▶ Stated goal: Find each line holding "React" and copy it out.
▼
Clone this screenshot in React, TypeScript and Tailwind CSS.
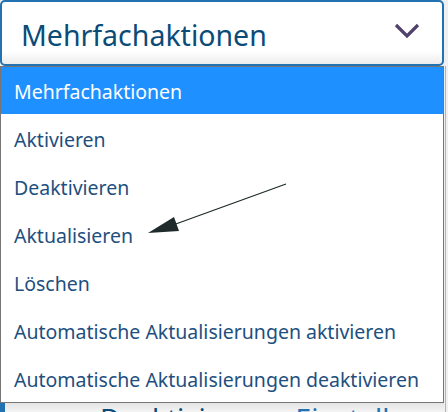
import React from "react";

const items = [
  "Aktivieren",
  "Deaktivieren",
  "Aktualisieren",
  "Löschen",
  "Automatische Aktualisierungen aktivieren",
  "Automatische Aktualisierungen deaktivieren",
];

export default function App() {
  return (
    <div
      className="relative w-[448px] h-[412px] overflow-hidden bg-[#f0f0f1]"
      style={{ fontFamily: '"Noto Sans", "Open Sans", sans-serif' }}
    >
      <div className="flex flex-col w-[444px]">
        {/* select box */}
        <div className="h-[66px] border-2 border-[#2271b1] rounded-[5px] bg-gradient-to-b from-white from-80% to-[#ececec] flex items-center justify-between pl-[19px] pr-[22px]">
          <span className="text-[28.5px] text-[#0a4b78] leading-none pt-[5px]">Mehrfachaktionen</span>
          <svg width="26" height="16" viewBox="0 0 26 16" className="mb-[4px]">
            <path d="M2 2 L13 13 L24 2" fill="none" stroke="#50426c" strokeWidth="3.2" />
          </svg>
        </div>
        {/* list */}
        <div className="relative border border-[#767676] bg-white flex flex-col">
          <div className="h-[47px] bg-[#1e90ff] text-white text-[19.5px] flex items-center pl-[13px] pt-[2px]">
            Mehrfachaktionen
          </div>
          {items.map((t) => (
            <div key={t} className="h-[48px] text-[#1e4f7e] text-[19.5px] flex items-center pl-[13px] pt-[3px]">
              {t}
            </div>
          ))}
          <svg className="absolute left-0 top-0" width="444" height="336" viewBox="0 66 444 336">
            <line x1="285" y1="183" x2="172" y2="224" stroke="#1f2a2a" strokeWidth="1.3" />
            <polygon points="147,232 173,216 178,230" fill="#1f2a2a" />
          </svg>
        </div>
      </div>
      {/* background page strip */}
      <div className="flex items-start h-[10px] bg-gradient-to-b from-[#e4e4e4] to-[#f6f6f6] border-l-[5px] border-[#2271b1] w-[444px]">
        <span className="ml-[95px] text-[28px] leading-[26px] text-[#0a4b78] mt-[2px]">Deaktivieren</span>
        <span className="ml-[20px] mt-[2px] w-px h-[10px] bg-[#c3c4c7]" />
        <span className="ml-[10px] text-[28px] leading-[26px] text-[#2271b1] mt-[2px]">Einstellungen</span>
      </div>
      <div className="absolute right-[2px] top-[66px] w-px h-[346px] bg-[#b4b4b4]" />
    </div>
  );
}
▲
▶ The solution:
Clone this screenshot in React, TypeScript and Tailwind CSS.
import React from "react";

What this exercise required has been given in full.